### THE REQUEST
Return each line of the listing below, unchanged, and omit the images.

### DATASET EXCERPT

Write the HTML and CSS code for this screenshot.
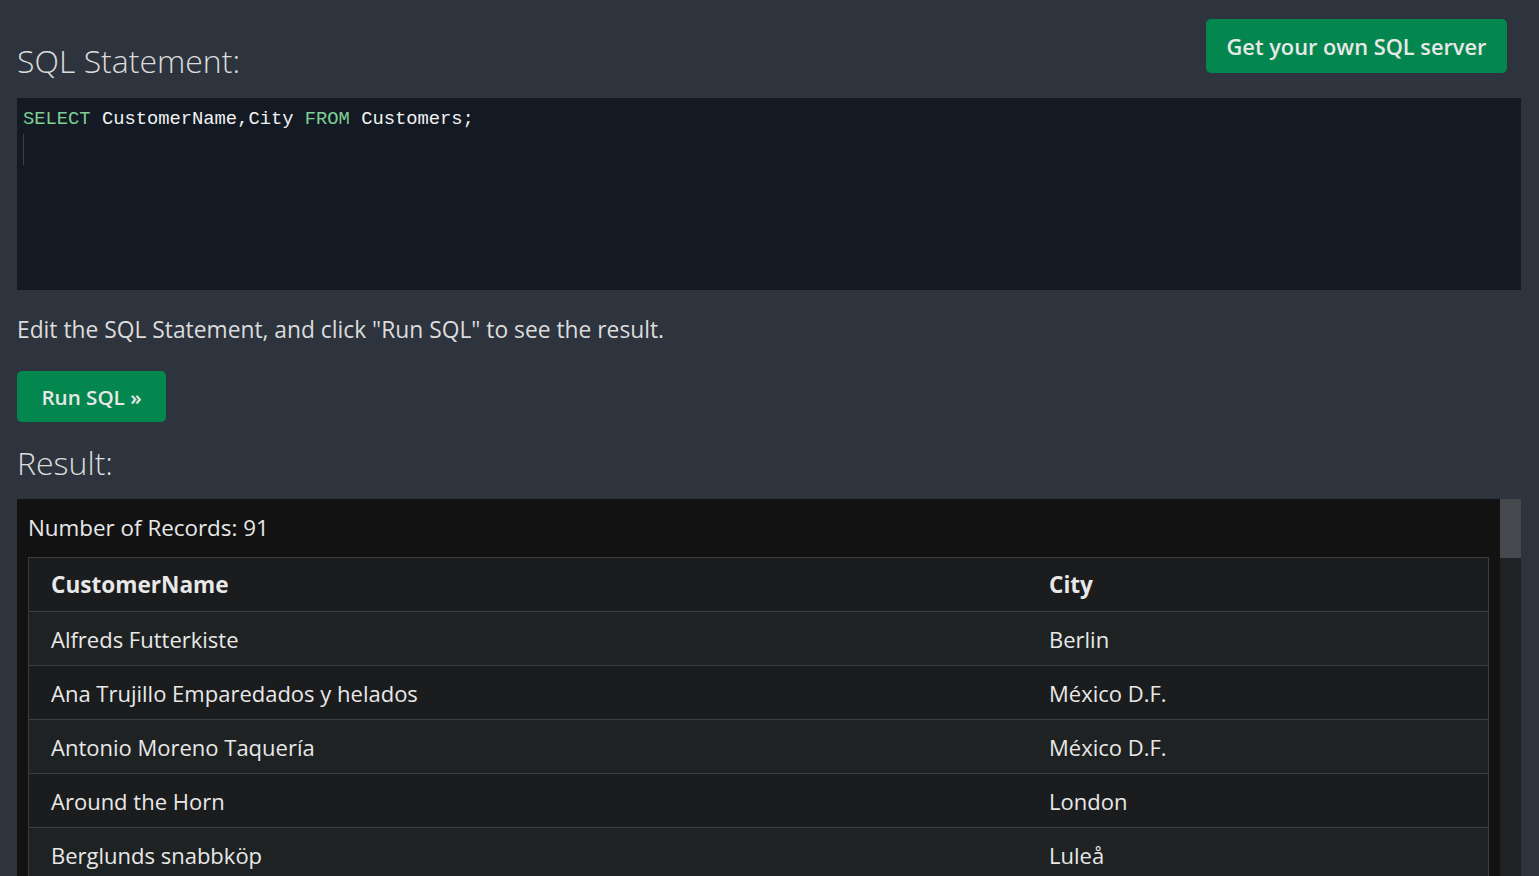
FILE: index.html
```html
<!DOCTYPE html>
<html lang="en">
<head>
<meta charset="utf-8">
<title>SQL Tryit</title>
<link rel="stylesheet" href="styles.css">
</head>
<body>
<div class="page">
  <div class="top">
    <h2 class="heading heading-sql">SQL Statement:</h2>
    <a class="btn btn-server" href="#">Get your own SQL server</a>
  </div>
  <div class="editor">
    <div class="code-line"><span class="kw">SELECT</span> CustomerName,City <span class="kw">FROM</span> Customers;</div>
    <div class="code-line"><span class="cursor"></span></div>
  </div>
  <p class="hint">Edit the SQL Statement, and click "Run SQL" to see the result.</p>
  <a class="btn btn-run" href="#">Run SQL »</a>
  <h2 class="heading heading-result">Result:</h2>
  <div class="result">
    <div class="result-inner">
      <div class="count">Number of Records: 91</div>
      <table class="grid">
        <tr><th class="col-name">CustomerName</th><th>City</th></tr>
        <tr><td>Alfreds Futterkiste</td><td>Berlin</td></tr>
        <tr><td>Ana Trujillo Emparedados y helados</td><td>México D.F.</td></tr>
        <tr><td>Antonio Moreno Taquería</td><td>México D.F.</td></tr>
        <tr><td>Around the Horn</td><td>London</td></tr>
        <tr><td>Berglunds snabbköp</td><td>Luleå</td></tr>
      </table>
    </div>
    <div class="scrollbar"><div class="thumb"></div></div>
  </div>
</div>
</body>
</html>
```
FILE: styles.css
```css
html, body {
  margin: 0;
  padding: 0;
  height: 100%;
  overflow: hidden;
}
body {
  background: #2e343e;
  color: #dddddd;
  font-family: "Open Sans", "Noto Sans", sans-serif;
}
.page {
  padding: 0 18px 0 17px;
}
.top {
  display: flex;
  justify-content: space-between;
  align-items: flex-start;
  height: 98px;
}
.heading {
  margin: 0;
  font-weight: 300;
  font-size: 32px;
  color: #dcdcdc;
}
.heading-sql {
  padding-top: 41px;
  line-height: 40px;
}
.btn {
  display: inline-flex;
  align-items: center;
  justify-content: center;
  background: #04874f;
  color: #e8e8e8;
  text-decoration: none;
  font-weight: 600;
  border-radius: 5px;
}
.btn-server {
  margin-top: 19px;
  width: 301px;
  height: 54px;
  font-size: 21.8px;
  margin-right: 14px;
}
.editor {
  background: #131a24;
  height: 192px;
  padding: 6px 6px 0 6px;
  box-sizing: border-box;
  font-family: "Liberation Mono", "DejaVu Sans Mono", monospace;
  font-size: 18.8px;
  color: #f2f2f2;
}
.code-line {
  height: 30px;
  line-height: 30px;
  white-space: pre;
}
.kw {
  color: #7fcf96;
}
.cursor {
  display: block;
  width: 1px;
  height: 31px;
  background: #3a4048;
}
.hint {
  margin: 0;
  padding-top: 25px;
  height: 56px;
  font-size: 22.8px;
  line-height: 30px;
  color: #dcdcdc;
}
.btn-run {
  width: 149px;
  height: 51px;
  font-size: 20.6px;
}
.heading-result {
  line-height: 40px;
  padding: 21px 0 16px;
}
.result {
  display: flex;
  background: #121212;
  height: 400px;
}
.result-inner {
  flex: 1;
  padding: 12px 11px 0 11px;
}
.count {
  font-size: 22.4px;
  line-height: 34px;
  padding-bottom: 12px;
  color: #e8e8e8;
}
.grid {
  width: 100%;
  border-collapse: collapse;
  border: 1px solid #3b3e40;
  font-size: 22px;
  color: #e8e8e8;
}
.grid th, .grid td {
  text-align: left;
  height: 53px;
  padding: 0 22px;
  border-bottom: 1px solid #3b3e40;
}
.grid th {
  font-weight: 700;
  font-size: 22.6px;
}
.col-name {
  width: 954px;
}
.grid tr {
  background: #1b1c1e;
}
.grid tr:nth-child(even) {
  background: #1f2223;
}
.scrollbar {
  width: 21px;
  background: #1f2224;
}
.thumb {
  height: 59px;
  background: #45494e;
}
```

### SOLUTION
Write the HTML and CSS code for this screenshot.
FILE: index.html
```html
<!DOCTYPE html>
<html lang="en">
<head>
<meta charset="utf-8">
<title>SQL Tryit</title>
<link rel="stylesheet" href="styles.css">
</head>
<body>
<div class="page">
  <div class="top">
    <h2 class="heading heading-sql">SQL Statement:</h2>
    <a class="btn btn-server" href="#">Get your own SQL server</a>
  </div>
  <div class="editor">
    <div class="code-line"><span class="kw">SELECT</span> CustomerName,City <span class="kw">FROM</span> Customers;</div>
    <div class="code-line"><span class="cursor"></span></div>
  </div>
  <p class="hint">Edit the SQL Statement, and click "Run SQL" to see the result.</p>
  <a class="btn btn-run" href="#">Run SQL »</a>
  <h2 class="heading heading-result">Result:</h2>
  <div class="result">
    <div class="result-inner">
      <div class="count">Number of Records: 91</div>
      <table class="grid">
        <tr><th class="col-name">CustomerName</th><th>City</th></tr>
        <tr><td>Alfreds Futterkiste</td><td>Berlin</td></tr>
        <tr><td>Ana Trujillo Emparedados y helados</td><td>México D.F.</td></tr>
        <tr><td>Antonio Moreno Taquería</td><td>México D.F.</td></tr>
        <tr><td>Around the Horn</td><td>London</td></tr>
        <tr><td>Berglunds snabbköp</td><td>Luleå</td></tr>
      </table>
    </div>
    <div class="scrollbar"><div class="thumb"></div></div>
  </div>
</div>
</body>
</html>
```
FILE: styles.css
```css
html, body {
  margin: 0;
  padding: 0;
  height: 100%;
  overflow: hidden;
}
body {
  background: #2e343e;
  color: #dddddd;
  font-family: "Open Sans", "Noto Sans", sans-serif;
}
.page {
  padding: 0 18px 0 17px;
}
.top {
  display: flex;
  justify-content: space-between;
  align-items: flex-start;
  height: 98px;
}
.heading {
  margin: 0;
  font-weight: 300;
  font-size: 32px;
  color: #dcdcdc;
}
.heading-sql {
  padding-top: 41px;
  line-height: 40px;
}
.btn {
  display: inline-flex;
  align-items: center;
  justify-content: center;
  background: #04874f;
  color: #e8e8e8;
  text-decoration: none;
  font-weight: 600;
  border-radius: 5px;
}
.btn-server {
  margin-top: 19px;
  width: 301px;
  height: 54px;
  font-size: 21.8px;
  margin-right: 14px;
}
.editor {
  background: #131a24;
  height: 192px;
  padding: 6px 6px 0 6px;
  box-sizing: border-box;
  font-family: "Liberation Mono", "DejaVu Sans Mono", monospace;
  font-size: 18.8px;
  color: #f2f2f2;
}
.code-line {
  height: 30px;
  line-height: 30px;
  white-space: pre;
}
.kw {
  color: #7fcf96;
}
.cursor {
  display: block;
  width: 1px;
  height: 31px;
  background: #3a4048;
}
.hint {
  margin: 0;
  padding-top: 25px;
  height: 56px;
  font-size: 22.8px;
  line-height: 30px;
  color: #dcdcdc;
}
.btn-run {
  width: 149px;
  height: 51px;
  font-size: 20.6px;
}
.heading-result {
  line-height: 40px;
  padding: 21px 0 16px;
}
.result {
  display: flex;
  background: #121212;
  height: 400px;
}
.result-inner {
  flex: 1;
  padding: 12px 11px 0 11px;
}
.count {
  font-size: 22.4px;
  line-height: 34px;
  padding-bottom: 12px;
  color: #e8e8e8;
}
.grid {
  width: 100%;
  border-collapse: collapse;
  border: 1px solid #3b3e40;
  font-size: 22px;
  color: #e8e8e8;
}
.grid th, .grid td {
  text-align: left;
  height: 53px;
  padding: 0 22px;
  border-bottom: 1px solid #3b3e40;
}
.grid th {
  font-weight: 700;
  font-size: 22.6px;
}
.col-name {
  width: 954px;
}
.grid tr {
  background: #1b1c1e;
}
.grid tr:nth-child(even) {
  background: #1f2223;
}
.scrollbar {
  width: 21px;
  background: #1f2224;
}
.thumb {
  height: 59px;
  background: #45494e;
}
```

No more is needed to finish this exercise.